> [Data segment]:
****************************************

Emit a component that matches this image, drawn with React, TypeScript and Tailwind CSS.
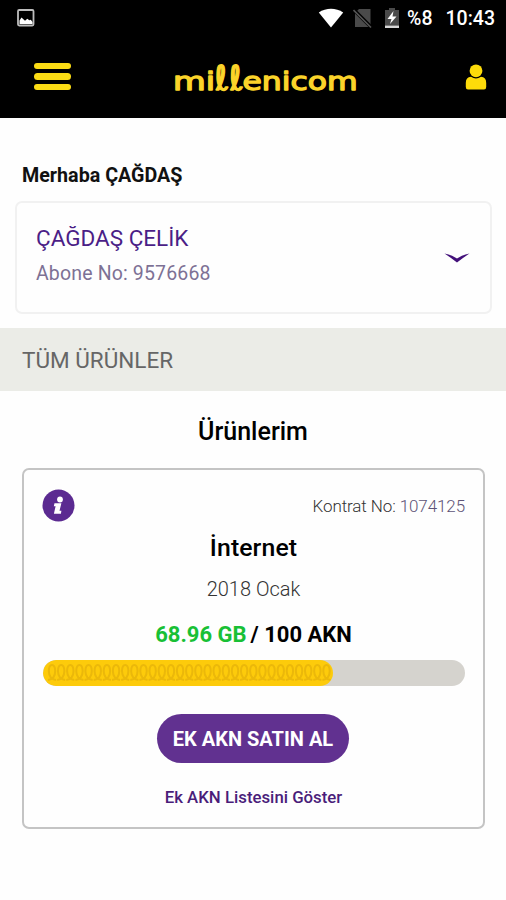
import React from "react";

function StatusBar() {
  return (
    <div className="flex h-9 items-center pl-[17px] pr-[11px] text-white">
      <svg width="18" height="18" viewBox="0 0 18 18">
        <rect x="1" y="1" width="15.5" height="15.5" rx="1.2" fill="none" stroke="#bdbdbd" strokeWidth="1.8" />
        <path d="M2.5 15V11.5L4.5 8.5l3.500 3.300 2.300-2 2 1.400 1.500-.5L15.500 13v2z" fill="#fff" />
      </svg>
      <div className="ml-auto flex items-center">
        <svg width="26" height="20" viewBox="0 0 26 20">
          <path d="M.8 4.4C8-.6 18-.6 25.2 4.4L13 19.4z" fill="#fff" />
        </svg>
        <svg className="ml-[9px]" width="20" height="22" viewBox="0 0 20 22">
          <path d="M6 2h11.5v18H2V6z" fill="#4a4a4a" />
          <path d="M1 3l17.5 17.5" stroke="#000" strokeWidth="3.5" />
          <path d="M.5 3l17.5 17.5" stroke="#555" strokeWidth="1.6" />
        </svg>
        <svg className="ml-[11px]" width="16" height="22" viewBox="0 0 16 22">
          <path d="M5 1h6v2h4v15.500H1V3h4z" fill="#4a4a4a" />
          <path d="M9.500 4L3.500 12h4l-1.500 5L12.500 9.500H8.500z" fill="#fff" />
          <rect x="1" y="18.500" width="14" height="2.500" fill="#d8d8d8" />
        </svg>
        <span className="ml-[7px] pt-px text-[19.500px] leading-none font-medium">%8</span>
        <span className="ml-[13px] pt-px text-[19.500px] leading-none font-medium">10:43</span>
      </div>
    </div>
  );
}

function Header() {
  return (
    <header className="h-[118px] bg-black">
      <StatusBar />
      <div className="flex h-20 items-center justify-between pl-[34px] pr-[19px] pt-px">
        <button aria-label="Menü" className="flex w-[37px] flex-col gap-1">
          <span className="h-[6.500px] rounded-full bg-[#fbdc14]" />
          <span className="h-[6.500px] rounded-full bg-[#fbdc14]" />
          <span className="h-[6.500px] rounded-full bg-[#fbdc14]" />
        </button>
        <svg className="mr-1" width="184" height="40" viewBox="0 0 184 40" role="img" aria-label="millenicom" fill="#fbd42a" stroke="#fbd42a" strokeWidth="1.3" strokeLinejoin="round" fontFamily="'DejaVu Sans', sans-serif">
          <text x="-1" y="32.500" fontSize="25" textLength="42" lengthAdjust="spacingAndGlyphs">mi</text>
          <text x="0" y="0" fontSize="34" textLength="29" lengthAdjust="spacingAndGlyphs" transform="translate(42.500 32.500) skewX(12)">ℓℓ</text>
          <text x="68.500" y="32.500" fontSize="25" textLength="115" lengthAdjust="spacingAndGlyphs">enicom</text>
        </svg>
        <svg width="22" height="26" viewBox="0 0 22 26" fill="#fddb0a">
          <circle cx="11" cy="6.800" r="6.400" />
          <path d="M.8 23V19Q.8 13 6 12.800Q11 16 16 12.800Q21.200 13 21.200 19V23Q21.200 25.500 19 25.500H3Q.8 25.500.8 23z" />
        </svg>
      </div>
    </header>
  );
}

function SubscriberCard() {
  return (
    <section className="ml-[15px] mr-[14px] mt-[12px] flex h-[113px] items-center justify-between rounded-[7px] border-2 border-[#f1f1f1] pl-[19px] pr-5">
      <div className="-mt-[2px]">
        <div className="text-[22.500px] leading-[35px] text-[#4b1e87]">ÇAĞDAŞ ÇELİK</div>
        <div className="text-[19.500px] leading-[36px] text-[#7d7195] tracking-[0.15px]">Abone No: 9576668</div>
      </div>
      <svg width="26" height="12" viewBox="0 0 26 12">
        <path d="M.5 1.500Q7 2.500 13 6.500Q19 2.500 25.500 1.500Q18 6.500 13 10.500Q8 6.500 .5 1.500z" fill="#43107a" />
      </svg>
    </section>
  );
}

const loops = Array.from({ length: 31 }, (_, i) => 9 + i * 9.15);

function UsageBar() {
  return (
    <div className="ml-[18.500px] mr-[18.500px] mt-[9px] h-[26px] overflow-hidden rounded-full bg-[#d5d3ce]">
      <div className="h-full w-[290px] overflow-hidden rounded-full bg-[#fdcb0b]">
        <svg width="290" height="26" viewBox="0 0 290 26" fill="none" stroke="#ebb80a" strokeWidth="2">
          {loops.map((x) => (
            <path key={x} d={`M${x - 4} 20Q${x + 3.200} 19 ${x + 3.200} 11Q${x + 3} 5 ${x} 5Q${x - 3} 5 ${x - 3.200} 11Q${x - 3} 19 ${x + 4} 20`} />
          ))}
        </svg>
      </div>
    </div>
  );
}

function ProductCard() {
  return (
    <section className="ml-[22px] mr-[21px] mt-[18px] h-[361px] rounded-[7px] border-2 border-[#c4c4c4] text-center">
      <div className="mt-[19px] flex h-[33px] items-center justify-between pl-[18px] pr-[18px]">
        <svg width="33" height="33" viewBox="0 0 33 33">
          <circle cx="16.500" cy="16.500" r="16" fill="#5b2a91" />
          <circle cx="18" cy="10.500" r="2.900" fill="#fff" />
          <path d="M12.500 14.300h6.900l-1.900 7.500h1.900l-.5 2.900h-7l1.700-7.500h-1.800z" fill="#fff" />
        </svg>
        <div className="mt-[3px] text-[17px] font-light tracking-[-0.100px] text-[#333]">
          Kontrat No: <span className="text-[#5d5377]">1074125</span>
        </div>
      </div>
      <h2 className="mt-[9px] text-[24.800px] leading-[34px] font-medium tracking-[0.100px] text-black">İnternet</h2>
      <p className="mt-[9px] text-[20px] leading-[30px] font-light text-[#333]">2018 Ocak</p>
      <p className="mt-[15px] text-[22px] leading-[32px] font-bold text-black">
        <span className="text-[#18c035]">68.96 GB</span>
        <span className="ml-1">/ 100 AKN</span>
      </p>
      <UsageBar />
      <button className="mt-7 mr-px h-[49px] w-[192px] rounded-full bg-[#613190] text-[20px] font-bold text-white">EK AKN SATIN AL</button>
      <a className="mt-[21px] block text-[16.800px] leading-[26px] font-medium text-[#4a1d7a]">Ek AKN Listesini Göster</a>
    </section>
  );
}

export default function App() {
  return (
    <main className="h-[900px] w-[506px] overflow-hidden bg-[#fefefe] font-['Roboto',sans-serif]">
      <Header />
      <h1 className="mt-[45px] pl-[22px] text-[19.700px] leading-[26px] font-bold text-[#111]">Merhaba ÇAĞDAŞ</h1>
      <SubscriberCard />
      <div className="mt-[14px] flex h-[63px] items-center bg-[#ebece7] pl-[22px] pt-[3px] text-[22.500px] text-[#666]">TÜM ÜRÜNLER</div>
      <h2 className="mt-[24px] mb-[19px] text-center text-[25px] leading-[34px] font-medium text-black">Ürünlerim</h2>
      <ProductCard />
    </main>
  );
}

****************************************

> [Problem details]: Without the pictures, please reproduce each line of the listing above exactly, from the first one through the line bearing "import React from".

> [Task response]:
Emit a component that matches this image, drawn with React, TypeScript and Tailwind CSS.
import React from "react";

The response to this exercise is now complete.